Rationals are slower and the number of digits doubles whenever two rationals are added. Therefore the numerator and denominator have to be stored as arrays of digits. Any operations get very slow.

  class {
    public:
    vector<int> numerator;
    vector<int> denominator;
  }

However, when you want to intersect circles and lines exactly, you need to represent square roots exactly. In abstract algebra terms, you want to compute in the field of the rationals extended with a square root, {$(Q,\sqrt{\cdot})$}. Operationally, a number is represented as a polynomial that has the number as one of its roots, plus some way of identifying that root. All the arithmetic operations turn into operations on polynomials. Even telling if a number is zero is hard. Is the following number positive, negative, or zero?

{$ \sqrt{3+2\sqrt{2}} - \sqrt{3-2\sqrt{2}} - 2\sqrt{2}$}

One solution is to combine this with interval arithmetic. Here you represent each number as a range that contains that number. Instead of 3, use [2.9,3.1], or [2.9999,3.0001] or whatever. You can add etc:

[2.9,3.1] + [4.9,5.1] = [7.8,8.2]

The ranges get wider quickly.

Often you need to know only the sign of the result of a computation. This might determines whether two polygons intersect. If the interval doesn't contain zero, you're good. That strategy is this:

  1. Compute a number with interval arithmetic.
  2. If the interval doesn't contain zero, you have the answer.
  3. Otherwise, use a more powerful and slower technique, such as rationals, polynomials or whatever, perhaps evaluated to some precision.
  4. Keep increasing the precision until the interval doesn't contain zero.
  5. If the interval is small enough and still contains zero, then eventually you can use a theorem that says that the number is identically zero.
    It's called a zero separation theorem. Given a polynomial of degree n whose integer coefficients have d digits, then any root that isn't zero, has at least some minimum absolute value.
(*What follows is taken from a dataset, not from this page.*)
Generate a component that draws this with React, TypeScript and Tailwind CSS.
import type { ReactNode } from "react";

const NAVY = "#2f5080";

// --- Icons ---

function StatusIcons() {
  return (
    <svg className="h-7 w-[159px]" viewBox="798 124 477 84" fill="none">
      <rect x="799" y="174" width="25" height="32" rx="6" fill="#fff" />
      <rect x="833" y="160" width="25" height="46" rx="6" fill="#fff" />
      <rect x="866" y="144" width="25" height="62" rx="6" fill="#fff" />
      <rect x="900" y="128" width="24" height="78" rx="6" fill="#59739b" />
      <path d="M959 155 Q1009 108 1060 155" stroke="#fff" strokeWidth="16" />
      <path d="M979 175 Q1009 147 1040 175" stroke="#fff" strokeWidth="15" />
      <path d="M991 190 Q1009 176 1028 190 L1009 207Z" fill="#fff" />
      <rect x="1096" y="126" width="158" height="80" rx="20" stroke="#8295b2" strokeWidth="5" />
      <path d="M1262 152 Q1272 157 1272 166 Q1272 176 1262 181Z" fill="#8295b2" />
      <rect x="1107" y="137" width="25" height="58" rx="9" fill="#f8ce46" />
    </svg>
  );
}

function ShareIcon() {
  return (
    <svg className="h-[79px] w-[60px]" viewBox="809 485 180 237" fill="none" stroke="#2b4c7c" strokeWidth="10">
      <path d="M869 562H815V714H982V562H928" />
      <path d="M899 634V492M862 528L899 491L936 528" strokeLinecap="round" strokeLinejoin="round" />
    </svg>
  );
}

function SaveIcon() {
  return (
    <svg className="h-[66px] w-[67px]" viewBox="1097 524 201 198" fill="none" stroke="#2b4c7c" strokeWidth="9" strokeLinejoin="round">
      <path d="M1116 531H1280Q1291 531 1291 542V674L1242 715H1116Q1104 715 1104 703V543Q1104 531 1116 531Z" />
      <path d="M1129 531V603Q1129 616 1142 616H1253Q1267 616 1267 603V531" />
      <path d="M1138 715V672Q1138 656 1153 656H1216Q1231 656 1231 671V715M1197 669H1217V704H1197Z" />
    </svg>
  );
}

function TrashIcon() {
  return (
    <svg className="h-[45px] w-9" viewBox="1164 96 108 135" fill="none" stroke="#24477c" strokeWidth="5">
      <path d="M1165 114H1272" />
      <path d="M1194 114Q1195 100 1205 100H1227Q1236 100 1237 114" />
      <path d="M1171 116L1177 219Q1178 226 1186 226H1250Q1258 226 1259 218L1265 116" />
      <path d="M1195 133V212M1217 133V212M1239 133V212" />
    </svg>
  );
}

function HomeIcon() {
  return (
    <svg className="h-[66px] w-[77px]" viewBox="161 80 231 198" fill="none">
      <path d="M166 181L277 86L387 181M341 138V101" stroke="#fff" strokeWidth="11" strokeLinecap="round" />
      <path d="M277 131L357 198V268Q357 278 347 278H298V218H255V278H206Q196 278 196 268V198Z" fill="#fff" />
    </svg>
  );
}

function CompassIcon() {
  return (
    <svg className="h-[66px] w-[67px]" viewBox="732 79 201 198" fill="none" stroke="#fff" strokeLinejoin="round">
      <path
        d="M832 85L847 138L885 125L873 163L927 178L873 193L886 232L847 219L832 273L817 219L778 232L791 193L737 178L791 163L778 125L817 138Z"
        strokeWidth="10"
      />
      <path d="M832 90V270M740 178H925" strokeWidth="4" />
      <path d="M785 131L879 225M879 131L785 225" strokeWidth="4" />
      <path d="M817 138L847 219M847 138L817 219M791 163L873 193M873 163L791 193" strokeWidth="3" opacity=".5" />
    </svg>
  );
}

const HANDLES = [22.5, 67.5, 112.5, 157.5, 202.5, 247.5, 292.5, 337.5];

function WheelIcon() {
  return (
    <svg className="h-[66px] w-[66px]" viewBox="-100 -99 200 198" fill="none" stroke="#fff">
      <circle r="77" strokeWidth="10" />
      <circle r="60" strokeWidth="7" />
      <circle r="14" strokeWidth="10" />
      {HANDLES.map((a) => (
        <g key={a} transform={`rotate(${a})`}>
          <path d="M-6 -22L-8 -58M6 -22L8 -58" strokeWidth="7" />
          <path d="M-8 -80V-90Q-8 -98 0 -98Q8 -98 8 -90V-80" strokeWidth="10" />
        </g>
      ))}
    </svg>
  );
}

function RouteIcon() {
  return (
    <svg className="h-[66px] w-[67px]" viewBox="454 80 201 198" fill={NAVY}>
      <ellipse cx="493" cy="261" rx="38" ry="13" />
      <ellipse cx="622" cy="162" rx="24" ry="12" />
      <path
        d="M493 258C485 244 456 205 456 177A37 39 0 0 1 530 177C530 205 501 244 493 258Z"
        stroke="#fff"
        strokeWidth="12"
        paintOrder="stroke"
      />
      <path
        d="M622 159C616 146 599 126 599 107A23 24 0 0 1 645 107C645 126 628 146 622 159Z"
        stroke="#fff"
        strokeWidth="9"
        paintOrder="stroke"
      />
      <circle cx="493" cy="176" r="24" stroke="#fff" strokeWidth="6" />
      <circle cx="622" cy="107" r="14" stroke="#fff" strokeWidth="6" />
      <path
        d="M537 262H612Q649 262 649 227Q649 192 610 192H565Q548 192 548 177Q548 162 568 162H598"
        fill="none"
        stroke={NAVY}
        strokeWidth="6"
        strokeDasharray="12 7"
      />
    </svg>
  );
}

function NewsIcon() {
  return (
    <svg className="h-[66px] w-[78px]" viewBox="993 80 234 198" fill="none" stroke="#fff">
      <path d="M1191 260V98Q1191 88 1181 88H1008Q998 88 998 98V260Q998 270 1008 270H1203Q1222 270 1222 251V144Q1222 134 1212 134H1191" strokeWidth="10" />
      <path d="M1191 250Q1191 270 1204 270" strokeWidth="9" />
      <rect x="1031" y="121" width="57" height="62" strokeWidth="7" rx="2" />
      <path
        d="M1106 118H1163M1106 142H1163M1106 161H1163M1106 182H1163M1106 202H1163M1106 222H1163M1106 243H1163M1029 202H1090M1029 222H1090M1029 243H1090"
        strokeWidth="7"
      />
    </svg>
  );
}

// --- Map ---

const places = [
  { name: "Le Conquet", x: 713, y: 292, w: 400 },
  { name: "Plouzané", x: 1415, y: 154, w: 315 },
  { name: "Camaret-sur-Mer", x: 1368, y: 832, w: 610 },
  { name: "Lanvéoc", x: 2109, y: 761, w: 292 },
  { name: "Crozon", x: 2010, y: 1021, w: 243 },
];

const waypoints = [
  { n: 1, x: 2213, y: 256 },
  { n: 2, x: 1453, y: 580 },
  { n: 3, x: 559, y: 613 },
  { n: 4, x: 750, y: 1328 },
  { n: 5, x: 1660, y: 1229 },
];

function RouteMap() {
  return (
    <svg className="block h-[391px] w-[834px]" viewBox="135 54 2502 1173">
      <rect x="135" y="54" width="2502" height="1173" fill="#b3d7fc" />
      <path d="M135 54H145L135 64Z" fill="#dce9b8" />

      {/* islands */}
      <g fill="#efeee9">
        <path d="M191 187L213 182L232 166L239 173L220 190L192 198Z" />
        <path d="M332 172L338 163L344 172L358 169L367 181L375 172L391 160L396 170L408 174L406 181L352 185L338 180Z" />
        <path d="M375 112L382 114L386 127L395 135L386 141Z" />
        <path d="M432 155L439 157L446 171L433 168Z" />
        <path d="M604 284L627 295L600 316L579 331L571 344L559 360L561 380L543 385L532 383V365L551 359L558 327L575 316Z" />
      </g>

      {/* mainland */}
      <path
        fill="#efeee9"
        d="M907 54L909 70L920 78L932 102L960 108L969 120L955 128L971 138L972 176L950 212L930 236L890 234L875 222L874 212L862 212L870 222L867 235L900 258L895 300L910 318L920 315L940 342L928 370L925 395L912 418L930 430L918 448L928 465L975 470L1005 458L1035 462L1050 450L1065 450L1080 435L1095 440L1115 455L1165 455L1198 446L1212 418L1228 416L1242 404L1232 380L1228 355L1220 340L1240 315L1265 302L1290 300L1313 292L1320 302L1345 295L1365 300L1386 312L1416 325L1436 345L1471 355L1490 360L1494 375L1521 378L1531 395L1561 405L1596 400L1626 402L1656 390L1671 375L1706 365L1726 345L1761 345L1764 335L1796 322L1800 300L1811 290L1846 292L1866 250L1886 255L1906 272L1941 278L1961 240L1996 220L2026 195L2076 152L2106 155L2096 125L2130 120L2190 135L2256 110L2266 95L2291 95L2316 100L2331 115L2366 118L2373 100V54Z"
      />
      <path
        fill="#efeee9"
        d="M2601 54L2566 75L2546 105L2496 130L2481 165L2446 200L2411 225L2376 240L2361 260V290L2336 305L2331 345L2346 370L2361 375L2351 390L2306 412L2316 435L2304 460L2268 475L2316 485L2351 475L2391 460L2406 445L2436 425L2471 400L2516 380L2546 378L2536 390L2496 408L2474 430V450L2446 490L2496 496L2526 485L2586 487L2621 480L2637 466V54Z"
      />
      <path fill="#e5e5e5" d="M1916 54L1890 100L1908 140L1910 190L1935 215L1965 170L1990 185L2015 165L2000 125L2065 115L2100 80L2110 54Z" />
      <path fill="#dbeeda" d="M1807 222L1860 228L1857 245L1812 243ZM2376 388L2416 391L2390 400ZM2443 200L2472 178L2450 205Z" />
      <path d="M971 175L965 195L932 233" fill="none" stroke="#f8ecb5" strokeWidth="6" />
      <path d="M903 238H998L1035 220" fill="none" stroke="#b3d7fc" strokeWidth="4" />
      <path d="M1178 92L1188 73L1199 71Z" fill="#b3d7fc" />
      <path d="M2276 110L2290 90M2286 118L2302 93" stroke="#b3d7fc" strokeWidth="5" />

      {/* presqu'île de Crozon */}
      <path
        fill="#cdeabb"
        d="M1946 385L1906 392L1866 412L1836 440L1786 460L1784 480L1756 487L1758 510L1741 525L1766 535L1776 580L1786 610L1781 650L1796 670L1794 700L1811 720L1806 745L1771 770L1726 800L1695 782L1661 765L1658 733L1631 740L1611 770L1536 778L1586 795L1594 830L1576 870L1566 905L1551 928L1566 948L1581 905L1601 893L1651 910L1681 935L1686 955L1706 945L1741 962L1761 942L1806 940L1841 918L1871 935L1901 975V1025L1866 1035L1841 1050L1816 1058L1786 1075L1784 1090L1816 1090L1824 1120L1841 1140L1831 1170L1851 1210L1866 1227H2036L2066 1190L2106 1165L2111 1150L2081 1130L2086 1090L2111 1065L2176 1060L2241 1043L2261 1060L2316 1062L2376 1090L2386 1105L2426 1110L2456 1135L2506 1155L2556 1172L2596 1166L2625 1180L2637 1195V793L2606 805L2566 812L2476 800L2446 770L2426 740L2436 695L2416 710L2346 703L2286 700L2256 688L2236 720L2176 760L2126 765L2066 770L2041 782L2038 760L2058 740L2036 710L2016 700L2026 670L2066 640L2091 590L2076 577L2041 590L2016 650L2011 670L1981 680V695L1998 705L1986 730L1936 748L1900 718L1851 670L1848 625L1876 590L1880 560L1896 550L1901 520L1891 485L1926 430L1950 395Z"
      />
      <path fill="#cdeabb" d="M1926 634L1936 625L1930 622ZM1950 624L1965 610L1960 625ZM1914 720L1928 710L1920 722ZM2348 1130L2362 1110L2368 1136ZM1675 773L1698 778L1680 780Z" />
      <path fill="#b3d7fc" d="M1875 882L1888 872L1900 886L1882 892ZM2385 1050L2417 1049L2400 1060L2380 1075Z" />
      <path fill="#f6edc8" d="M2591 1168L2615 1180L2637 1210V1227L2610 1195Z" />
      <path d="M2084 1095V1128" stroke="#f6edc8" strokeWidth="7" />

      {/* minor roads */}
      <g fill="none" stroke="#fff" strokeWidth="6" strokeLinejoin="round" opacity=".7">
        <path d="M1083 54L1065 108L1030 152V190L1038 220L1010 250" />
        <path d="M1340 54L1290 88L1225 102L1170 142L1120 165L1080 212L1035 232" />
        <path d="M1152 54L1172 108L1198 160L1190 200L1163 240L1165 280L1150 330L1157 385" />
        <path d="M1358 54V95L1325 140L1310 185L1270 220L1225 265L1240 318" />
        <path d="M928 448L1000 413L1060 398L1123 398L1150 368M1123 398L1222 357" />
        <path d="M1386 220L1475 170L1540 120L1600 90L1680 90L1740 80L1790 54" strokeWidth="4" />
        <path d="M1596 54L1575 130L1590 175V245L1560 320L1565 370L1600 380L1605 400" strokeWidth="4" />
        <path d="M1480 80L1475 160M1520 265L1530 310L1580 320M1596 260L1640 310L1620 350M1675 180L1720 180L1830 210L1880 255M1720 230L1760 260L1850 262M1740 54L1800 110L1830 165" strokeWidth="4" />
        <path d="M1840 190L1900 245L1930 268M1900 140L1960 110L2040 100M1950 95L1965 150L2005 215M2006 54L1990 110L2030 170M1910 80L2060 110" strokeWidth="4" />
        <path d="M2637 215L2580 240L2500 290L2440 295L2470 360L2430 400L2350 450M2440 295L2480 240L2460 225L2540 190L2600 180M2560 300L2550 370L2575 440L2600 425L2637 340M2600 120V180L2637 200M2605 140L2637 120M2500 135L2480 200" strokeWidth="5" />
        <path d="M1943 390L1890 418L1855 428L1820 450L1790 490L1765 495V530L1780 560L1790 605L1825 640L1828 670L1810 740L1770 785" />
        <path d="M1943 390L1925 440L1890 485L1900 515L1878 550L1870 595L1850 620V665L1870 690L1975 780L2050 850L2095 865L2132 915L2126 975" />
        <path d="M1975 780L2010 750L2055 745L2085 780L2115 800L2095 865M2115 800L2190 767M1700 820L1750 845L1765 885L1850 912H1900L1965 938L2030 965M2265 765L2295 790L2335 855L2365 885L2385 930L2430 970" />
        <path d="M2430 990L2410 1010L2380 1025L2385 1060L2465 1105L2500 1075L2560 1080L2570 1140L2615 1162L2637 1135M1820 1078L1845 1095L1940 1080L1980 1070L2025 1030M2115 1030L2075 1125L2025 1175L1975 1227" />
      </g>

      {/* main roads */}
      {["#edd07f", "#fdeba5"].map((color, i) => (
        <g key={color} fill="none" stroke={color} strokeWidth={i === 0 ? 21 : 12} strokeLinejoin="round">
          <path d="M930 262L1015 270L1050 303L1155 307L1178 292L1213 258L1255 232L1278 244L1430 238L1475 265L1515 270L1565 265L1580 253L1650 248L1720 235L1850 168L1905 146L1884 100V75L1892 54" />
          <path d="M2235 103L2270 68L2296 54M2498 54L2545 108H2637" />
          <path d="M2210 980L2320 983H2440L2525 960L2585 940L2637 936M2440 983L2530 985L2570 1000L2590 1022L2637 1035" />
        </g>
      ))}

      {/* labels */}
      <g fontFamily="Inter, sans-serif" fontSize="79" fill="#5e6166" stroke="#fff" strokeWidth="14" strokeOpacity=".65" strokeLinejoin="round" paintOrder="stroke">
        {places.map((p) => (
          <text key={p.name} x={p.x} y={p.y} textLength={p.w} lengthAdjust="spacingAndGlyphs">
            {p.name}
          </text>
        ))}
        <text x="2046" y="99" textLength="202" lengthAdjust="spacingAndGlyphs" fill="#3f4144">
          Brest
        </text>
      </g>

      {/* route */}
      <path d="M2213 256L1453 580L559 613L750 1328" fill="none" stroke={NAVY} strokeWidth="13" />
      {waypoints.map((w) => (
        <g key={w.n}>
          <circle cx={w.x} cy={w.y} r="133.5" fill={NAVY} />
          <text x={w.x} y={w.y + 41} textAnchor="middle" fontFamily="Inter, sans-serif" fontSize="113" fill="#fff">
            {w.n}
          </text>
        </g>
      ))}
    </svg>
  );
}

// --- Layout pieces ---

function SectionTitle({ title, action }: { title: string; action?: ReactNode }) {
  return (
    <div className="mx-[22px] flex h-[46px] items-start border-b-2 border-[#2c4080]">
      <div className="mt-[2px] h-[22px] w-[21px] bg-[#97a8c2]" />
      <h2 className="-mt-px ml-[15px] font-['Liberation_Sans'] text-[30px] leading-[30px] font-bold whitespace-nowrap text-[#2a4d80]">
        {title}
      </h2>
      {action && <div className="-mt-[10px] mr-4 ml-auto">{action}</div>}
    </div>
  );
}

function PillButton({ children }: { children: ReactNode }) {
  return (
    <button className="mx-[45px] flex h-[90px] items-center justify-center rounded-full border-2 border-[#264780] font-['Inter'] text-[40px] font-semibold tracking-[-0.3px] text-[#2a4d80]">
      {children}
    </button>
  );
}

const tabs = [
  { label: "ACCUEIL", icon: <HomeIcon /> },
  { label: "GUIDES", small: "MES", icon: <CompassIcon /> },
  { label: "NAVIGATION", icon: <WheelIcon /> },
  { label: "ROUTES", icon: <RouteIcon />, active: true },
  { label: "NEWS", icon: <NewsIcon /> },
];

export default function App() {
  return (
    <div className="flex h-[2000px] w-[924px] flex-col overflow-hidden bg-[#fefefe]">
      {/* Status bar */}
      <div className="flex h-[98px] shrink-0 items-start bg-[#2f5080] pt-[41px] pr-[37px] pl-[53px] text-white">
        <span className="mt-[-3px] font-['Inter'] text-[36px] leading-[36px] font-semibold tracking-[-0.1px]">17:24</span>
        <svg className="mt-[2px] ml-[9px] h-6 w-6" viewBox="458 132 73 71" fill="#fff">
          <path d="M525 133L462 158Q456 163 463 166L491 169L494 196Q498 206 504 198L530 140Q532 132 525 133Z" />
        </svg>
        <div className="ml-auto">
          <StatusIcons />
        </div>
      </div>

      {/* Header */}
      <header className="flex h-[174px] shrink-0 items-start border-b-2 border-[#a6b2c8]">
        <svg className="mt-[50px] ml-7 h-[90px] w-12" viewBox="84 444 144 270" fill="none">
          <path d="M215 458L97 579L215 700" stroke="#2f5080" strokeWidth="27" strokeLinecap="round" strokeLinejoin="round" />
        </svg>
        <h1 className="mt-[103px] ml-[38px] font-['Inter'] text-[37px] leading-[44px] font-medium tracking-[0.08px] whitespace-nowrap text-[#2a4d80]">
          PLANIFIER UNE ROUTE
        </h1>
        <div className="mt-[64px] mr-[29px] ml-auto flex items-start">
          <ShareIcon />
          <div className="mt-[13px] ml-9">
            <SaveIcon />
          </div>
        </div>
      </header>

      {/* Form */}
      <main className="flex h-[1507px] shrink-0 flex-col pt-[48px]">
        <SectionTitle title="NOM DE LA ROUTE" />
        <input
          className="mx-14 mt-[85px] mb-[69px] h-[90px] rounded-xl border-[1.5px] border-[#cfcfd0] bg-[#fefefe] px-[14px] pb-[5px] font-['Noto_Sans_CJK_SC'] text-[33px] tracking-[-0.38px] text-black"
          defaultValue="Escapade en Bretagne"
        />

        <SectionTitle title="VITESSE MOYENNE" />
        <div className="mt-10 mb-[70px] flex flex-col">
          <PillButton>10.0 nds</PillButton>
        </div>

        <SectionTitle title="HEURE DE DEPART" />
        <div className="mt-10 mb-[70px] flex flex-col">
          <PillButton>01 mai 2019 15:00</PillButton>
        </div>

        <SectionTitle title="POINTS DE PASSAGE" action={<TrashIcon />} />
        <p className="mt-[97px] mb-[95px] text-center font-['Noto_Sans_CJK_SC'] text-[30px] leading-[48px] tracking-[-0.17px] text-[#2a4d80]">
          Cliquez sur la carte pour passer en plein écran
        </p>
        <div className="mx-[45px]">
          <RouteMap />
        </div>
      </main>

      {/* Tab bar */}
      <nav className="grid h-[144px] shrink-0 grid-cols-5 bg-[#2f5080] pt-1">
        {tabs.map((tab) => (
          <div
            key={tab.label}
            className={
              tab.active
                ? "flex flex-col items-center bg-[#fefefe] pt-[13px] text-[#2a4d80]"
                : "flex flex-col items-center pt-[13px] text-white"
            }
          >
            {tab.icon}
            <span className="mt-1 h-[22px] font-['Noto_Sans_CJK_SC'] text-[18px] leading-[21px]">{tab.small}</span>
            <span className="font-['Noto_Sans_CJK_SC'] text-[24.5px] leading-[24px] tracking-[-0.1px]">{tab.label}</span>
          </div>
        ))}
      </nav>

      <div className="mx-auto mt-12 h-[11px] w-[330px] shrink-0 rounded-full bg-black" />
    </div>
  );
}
Computing in {$(Q,\sqrt{\cdot})$} still doesn't handle parametric splines. They need to be at least cubic to match the radius of curvature at the joints, i.e.

{$$ x = \sum_{i=0}^{i=3} \sum_{j=0}^{j=3} a_{ij} u^i v^j, \ \ \ y = \sum_{i=0}^{i=3} \sum_{j=0}^{j=3} b_{ij} u^i v^j, \ \ \ z = \sum_{i=0}^{i=3} \sum_{j=0}^{j=3} c_{ij} u^i v^j $$}

Mathmatically, this surface is a piece of an implicit function f(x,y,z)=0. There's a nice process using resultants for eliminating variables from sets of polynomial equations just as you can do for linear equations. However, unlike for linear equations, the degree of the resulting polynomial is something like the product of the degrees of the input polynomials. (I may have omitted a 2 or whatever.) IIRC f has degree 18.

Two patches intersect at a curve of degree 324 or so. Three patch intersect at a point that's a root of a polynomial of degree of about 5000. In a practical sense, working with polynomials like this is completely impossible. E.g., very small changes in the coefficients cause very large changes in the roots because the terms almost cancel out. So, approximations are still required.

Many years ago I wrote a paper Problems with raster graphics algorithms on the difference between ints and floats in computer graphics. Counterintuitively, ints were messier.